> _TASK BRIEF_: Set each entry down verbatim, omitting images.

> _PROVIDED DATA_:

------

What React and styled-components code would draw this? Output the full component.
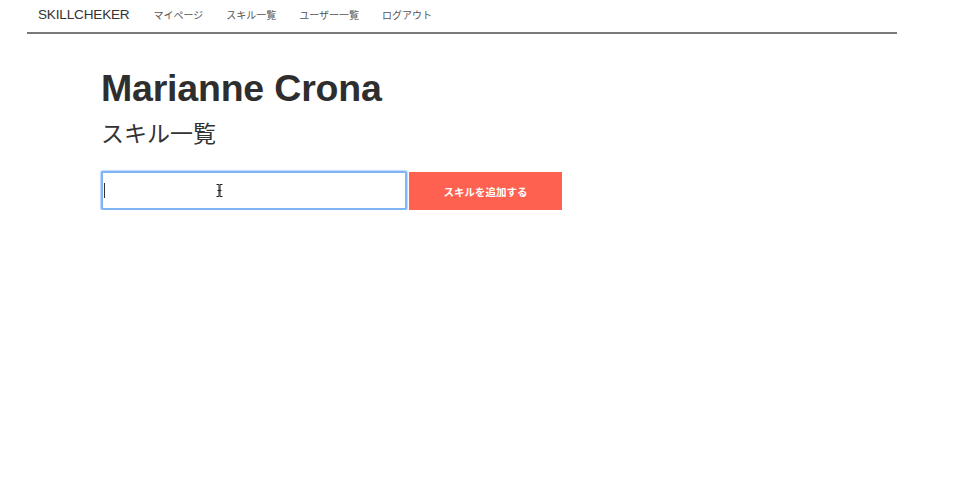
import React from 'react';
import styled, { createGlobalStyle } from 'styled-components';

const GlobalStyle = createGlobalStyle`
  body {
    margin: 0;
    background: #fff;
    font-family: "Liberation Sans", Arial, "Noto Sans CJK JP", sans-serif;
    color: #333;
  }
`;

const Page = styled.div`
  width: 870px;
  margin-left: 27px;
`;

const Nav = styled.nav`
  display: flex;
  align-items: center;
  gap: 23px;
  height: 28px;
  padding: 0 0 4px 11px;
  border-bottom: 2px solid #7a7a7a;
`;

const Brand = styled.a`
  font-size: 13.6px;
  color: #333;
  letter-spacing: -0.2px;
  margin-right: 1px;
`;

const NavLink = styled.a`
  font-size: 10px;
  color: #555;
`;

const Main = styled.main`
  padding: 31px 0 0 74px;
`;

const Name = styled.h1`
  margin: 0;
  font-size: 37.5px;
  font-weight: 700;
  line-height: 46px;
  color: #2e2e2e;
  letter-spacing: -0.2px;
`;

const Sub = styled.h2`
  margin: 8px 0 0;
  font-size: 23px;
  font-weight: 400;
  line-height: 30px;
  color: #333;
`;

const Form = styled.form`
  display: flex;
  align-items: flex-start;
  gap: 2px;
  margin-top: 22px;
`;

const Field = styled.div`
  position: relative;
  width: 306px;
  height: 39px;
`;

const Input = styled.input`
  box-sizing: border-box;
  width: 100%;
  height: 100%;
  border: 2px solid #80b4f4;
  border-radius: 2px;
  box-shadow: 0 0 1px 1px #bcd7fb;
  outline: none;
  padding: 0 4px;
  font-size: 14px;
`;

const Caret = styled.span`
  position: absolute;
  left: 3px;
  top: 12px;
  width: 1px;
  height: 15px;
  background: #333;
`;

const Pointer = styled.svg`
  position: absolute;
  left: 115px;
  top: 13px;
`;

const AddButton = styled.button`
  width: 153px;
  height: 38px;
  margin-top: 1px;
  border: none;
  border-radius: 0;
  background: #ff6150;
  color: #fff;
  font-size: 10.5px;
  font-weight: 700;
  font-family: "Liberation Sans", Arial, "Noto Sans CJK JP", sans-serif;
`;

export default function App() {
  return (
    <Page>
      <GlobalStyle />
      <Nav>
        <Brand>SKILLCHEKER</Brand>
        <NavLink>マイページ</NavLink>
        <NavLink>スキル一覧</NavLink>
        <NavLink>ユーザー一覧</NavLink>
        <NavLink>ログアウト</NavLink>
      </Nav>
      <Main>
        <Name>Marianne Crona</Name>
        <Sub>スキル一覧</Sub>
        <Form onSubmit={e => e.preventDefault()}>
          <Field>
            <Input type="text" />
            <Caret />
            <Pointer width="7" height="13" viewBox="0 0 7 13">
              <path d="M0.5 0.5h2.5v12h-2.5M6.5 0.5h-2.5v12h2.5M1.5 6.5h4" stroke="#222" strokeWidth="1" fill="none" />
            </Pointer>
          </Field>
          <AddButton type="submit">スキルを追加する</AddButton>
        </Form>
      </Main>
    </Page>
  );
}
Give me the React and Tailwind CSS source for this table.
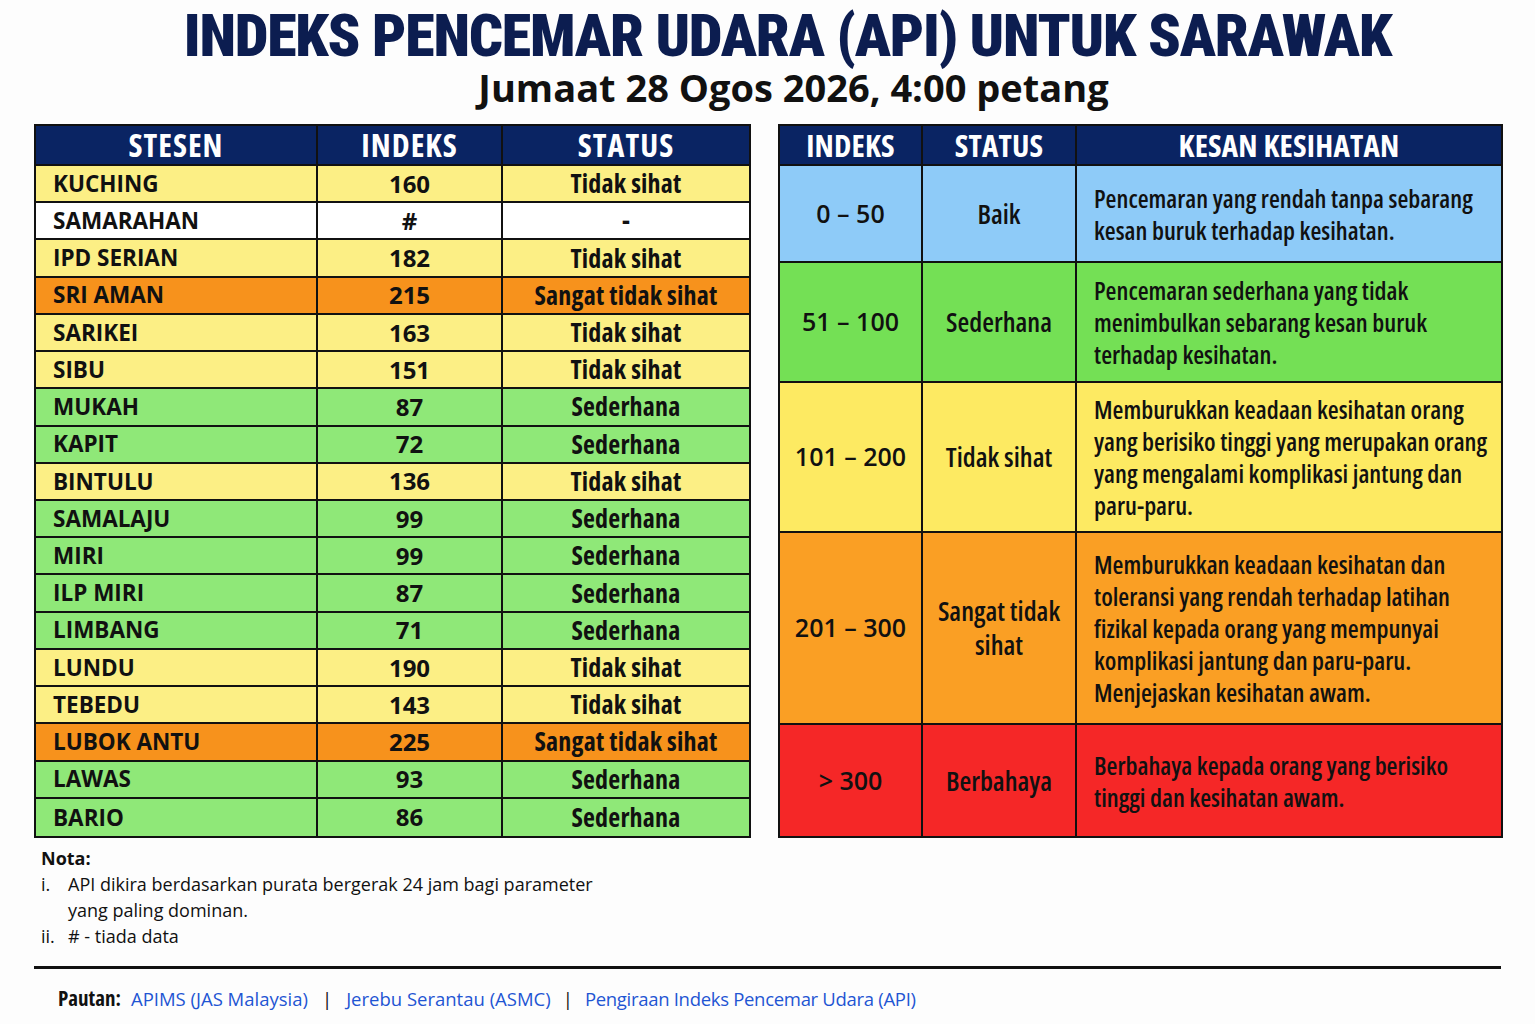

------

> _REPLY TO THE EXERCISE_:
What React and styled-components code would draw this? Output the full component.
import React from 'react';
import styled, { createGlobalStyle } from 'styled-components';

const GlobalStyle = createGlobalStyle`
  body {
    margin: 0;
    background: #fff;
    font-family: "Liberation Sans", Arial, "Noto Sans CJK JP", sans-serif;
    color: #333;
  }
`;

const Page = styled.div`
  width: 870px;
  margin-left: 27px;
`;

const Nav = styled.nav`
  display: flex;
  align-items: center;
  gap: 23px;
  height: 28px;
  padding: 0 0 4px 11px;
  border-bottom: 2px solid #7a7a7a;
`;

const Brand = styled.a`
  font-size: 13.6px;
  color: #333;
  letter-spacing: -0.2px;
  margin-right: 1px;
`;

const NavLink = styled.a`
  font-size: 10px;
  color: #555;
`;

const Main = styled.main`
  padding: 31px 0 0 74px;
`;

const Name = styled.h1`
  margin: 0;
  font-size: 37.5px;
  font-weight: 700;
  line-height: 46px;
  color: #2e2e2e;
  letter-spacing: -0.2px;
`;

const Sub = styled.h2`
  margin: 8px 0 0;
  font-size: 23px;
  font-weight: 400;
  line-height: 30px;
  color: #333;
`;

const Form = styled.form`
  display: flex;
  align-items: flex-start;
  gap: 2px;
  margin-top: 22px;
`;

const Field = styled.div`
  position: relative;
  width: 306px;
  height: 39px;
`;

const Input = styled.input`
  box-sizing: border-box;
  width: 100%;
  height: 100%;
  border: 2px solid #80b4f4;
  border-radius: 2px;
  box-shadow: 0 0 1px 1px #bcd7fb;
  outline: none;
  padding: 0 4px;
  font-size: 14px;
`;

const Caret = styled.span`
  position: absolute;
  left: 3px;
  top: 12px;
  width: 1px;
  height: 15px;
  background: #333;
`;

const Pointer = styled.svg`
  position: absolute;
  left: 115px;
  top: 13px;
`;

const AddButton = styled.button`
  width: 153px;
  height: 38px;
  margin-top: 1px;
  border: none;
  border-radius: 0;
  background: #ff6150;
  color: #fff;
  font-size: 10.5px;
  font-weight: 700;
  font-family: "Liberation Sans", Arial, "Noto Sans CJK JP", sans-serif;
`;

export default function App() {
  return (
    <Page>
      <GlobalStyle />
      <Nav>
        <Brand>SKILLCHEKER</Brand>
        <NavLink>マイページ</NavLink>
        <NavLink>スキル一覧</NavLink>
        <NavLink>ユーザー一覧</NavLink>
        <NavLink>ログアウト</NavLink>
      </Nav>
      <Main>
        <Name>Marianne Crona</Name>
        <Sub>スキル一覧</Sub>
        <Form onSubmit={e => e.preventDefault()}>
          <Field>
            <Input type="text" />
            <Caret />
            <Pointer width="7" height="13" viewBox="0 0 7 13">
              <path d="M0.5 0.5h2.5v12h-2.5M6.5 0.5h-2.5v12h2.5M1.5 6.5h4" stroke="#222" strokeWidth="1" fill="none" />
            </Pointer>
          </Field>
          <AddButton type="submit">スキルを追加する</AddButton>
        </Form>
      </Main>
    </Page>
  );
}
Give me the React and Tailwind CSS source for this table.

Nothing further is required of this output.